J.P. Morgan chief compares bitcoin rally with the tulip bubble while the US has more debt than any point in its history. The amount owed shoots past $20 trillion.

Bitcoin is proving to be one of the very few alternatives for financial protection, as the total debt of the US federal government surpassed it’s an all time high record with $20 trillion.

While bitcoin is one of the world’s best known digital currencies and has enjoyed huge success over recent years, JP Morgan Chase chief executive Jamie Dimon doubled down on his past criticisms of bitcoin today, declaring it a “fraud” and saying he would fire any trader known to be trading the cryptocurrency.

“Bitcoin will eventually blow up. It’s a fraud. It’s worse than tulip bulbs and won’t end well,” Dimon said.That’s a reference to the arrival and boom of the tulip plant in 17th-century Europe. Its market boomed as people speculated on its price, and it all ended in panic selling.

In june this year Michael Novogratz, a $3.2 bln investor and former manager of the multi-billion dollar investment firm Fortress, predicted that the cryptocurrency market can reach $5 trillion by 2022.

Pundits like Mark Cuban claim that Bitcoin is in a bubble. Daniel M. Harrison disagree. He shows how fundamentally markets are altered by the Blockchain and Ethereum.

The United States has now slipped past the 20 trillion dollar debt mark for the first time in the history of the nation. According to the Washington Examiner, the debt ceiling was kept just below that mark since March, but Trump signed that ceiling away. Accordign to the Baltimore Sun, no light has been spotted at the end of the debt tunnel.

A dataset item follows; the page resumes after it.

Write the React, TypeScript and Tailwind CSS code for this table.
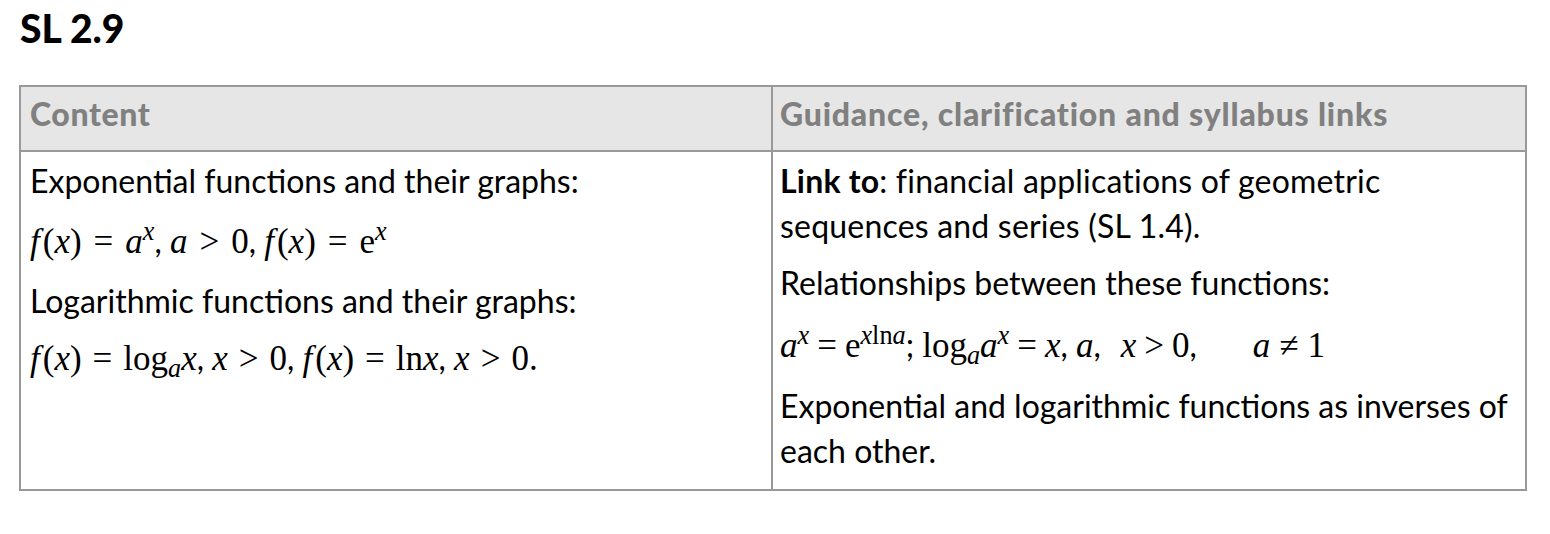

For months, it had been using off-book extraordinary measures to keep from defaulting. Since President Trump signed a bill including the debt-limit lift Friday, it was able to start unwinding those measures with regular borrowing and increase the debt.

The milestone was technically hit Friday, with the Treasury Department settling its accounts at the end of the day with $20,162,176,797,904 of debt outstanding. Of that debt, the Treasury said $14,622,661,213,046 is held by the public, while $5,539,515,584,857 is held by various parts of the government, also known as Intragovernmental Holdings.

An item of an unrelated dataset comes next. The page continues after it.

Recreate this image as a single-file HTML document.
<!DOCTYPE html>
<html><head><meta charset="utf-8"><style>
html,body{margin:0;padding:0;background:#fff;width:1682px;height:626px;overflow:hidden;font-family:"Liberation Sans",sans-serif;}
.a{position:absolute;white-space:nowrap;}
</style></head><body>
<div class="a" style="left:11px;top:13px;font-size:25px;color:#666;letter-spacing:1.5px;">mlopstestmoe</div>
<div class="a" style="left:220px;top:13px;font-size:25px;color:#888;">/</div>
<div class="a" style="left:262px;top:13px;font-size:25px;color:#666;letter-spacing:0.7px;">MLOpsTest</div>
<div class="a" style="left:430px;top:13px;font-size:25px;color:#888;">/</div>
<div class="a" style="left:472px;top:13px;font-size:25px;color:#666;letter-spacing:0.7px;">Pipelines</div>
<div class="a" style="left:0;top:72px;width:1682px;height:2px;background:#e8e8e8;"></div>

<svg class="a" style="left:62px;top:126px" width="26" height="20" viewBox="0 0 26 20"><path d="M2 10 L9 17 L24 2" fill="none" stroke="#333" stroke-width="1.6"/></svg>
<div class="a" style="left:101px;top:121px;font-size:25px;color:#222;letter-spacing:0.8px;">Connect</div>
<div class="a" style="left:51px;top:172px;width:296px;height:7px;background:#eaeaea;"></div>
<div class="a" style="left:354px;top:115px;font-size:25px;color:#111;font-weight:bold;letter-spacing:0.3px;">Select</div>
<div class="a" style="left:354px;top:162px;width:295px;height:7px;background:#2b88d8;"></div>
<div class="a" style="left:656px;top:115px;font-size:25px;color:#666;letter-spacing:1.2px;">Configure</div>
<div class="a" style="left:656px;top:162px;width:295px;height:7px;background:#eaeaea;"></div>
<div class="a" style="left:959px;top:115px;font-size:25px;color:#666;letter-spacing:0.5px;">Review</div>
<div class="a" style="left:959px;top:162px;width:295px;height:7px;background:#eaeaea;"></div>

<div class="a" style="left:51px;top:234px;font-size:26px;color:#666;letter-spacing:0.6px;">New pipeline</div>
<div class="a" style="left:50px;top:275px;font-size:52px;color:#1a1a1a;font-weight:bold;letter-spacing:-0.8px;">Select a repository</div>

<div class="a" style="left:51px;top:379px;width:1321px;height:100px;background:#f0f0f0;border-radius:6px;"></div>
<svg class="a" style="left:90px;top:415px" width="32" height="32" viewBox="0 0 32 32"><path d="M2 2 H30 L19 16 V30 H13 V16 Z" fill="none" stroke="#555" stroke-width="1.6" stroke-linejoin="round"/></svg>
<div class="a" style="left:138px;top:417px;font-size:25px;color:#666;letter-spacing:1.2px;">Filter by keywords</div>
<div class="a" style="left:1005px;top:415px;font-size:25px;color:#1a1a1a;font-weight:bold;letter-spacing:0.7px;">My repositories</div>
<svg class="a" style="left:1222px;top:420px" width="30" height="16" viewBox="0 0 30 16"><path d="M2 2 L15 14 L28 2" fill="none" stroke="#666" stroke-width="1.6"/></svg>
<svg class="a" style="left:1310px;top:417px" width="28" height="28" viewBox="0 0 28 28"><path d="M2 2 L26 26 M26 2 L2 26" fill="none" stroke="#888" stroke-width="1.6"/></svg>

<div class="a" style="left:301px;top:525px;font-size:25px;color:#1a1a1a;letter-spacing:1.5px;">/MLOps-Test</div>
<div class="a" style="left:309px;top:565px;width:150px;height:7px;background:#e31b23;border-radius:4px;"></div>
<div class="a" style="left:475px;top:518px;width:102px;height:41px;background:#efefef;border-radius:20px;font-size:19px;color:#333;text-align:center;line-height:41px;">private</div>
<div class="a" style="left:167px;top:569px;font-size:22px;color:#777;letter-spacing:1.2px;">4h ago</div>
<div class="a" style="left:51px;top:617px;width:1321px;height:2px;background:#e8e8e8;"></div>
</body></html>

The debt jumped from $19.8 trillion to $20.1 trillion after Congress suspended the debt ceiling for three months, allowing the Treasury to borrow again on the open markets.

Still, deficit hawks reacted with alarm.

“Surpassing $20 trillion in debt is the latest indicator of our nation’s dire fiscal condition,” said Michael A. Peterson, president and CEO of the fiscally conservative Peter G. Peterson Foundation.

The debt burden  would lead the government to spend $6 trillion on interest over the next decade, he said.

“That’s more than we will invest in our kids. So, in effect, we have decided to spend more on our past than on our future,” he said.

Michael A. Peterson urged Congress to pass “fiscally responsible” tax reform, which should be bipartisan and deficit neutral.

“Before Congress agrees to increase the debt limit again, it is imperative we pass new laws that will change this disturbing trend instead of ignoring the root cause of our nation’s debt problems,” said Republican Study Committee Chairman Rep. Mark Walker (R-N.C.).

The next debt-ceiling increase is due at some point in 2018, possibly as soon as March.